1. Kidnappers are not very interested in you.

2. In a hostage situation you are likely to be released first.

3. No one expects you to run--anywhere.

4. People call at 9 pm and ask, did I wake you?

5. People no longer view you as a hypochondriac.

6. There is nothing left to learn the hard way.

7. Things you buy now won't wear out.

8. You can eat supper at 4 pm.

9. You can live without sex but not your glasses.

10. You get into heated arguments about pension plans.

11. You no longer think of speed limits as a challenge.

12. You quit trying to hold your stomach in no matter who walks into the room.

13. You sing along with elevator music.

14. Your eyes won't get much worse.

15. Your investment in health insurance is finally beginning to pay off.

16. Your joints are more accurate meteorologists than the national weather service.

17. Your secrets are safe with your friends because they can't remember them either.

18. Your supply of brain cells is finally down to manageable size.

19. You can't remember who sent you this list.

And you notice these are all in Big Print for your convenience.

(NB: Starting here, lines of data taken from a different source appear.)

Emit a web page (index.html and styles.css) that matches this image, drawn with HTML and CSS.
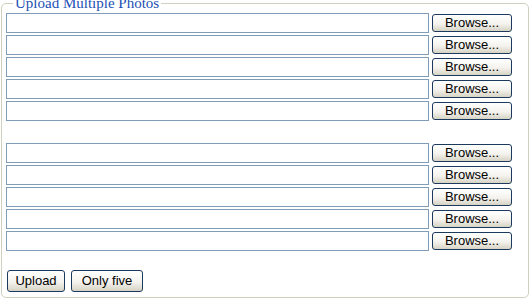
FILE: index.html
```html
<!DOCTYPE html>
<html lang="en">
<head>
    <meta charset="UTF-8">
    <title>Upload Multiple Photos</title>
    <link rel="stylesheet" href="styles.css">
</head>
<body>
    <form class="upload-form">
        <fieldset class="box">
            <legend>Upload Multiple Photos</legend>

            <div class="group">
                <div class="file-row"><input type="text" class="file-path"><button type="button" class="browse">Browse...</button></div>
                <div class="file-row"><input type="text" class="file-path"><button type="button" class="browse">Browse...</button></div>
                <div class="file-row"><input type="text" class="file-path"><button type="button" class="browse">Browse...</button></div>
                <div class="file-row"><input type="text" class="file-path"><button type="button" class="browse">Browse...</button></div>
                <div class="file-row"><input type="text" class="file-path"><button type="button" class="browse">Browse...</button></div>
            </div>

            <div class="group">
                <div class="file-row"><input type="text" class="file-path"><button type="button" class="browse">Browse...</button></div>
                <div class="file-row"><input type="text" class="file-path"><button type="button" class="browse">Browse...</button></div>
                <div class="file-row"><input type="text" class="file-path"><button type="button" class="browse">Browse...</button></div>
                <div class="file-row"><input type="text" class="file-path"><button type="button" class="browse">Browse...</button></div>
                <div class="file-row"><input type="text" class="file-path"><button type="button" class="browse">Browse...</button></div>
            </div>

            <div class="actions">
                <button type="submit" class="btn btn-upload">Upload</button>
                <button type="button" class="btn btn-five">Only five</button>
            </div>
        </fieldset>
    </form>
</body>
</html>
```

FILE: styles.css
```css
body {
    margin: 0;
    background-color: #ffffff;
    font-family: "Liberation Sans", Arial, sans-serif;
    font-size: 13px;
}

.upload-form {
    margin: 0;
}

.box {
    margin: -6px 0 0 1px;
    width: 518px;
    padding: 0 4px 5px 4px;
    border: 1px solid #d0d0bf;
    border-radius: 5px;
}

.box legend {
    margin-left: 7px;
    padding: 0 2px;
    font-family: "Liberation Serif", "Times New Roman", serif;
    font-size: 15px;
    line-height: 18px;
    color: #1c4fb5;
}

.group {
    display: flex;
    flex-direction: column;
    gap: 2px;
    margin-top: 1px;
}

.group + .group {
    margin-top: 22px;
}

.file-row {
    display: flex;
    align-items: center;
    gap: 3px;
}

.file-path {
    box-sizing: border-box;
    width: 423px;
    height: 20px;
    margin: 0;
    padding: 1px 2px;
    border: 1px solid #7f9db9;
    background-color: #ffffff;
    font: inherit;
}

.browse,
.btn {
    box-sizing: border-box;
    margin: 0;
    padding: 0;
    border: 1px solid #1c3a5e;
    border-radius: 3px;
    background: linear-gradient(#ffffff, #f4f3ee 55%, #d6d2c4);
    color: #000000;
    font: inherit;
    line-height: 16px;
    text-align: center;
}

.browse {
    width: 80px;
    height: 18px;
}

.actions {
    display: flex;
    gap: 6px;
    margin: 19px 0 0 1px;
}

.btn {
    height: 22px;
}

.btn-upload {
    width: 58px;
}

.btn-five {
    width: 72px;
}
```
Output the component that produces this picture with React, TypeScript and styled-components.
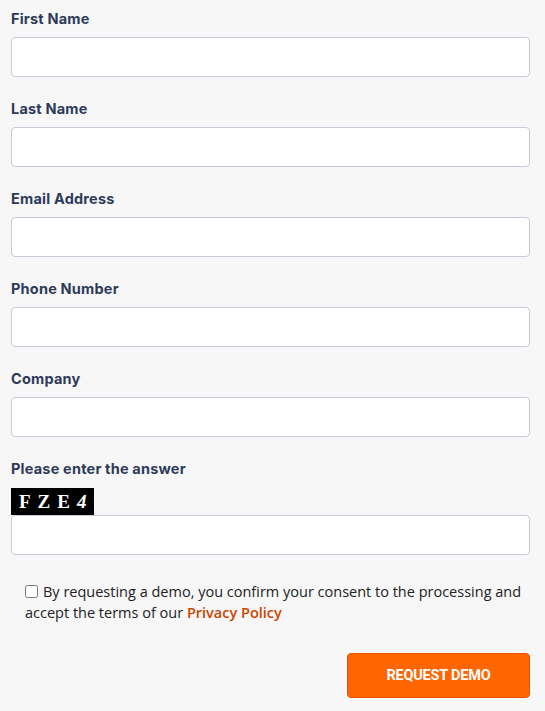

Facebook and Twitter this to every one you can remember right now!
And Never, under any circumstances, take a sleeping pill and a laxative on the same night.

by Bonnie S. Calhoun


  1. Unknown said...
    Oh Bonnie--YOu make me laugh. Thank you so much for your quick wit and willingness to share!
    Keep up the God work!
    Angie Vik said...
    I'm a friend of Lori's. She said this was funny and it is. Thanks for a good laugh.
    Yining said...
    Love this! I'm not there yet, but this post is definitely very true! Can I link this post on my blog?
    Bonnie S. Calhoun said... all you want.
    Yining said...
    Thank you!! posted! =)
    quilly said...
    I was laughing -- and then I got to the ones that applied to me. Pft.

    Richard Boost said...
    Love this! I've gone though this and can say that this post is definitely very true! This makes everyone laugh.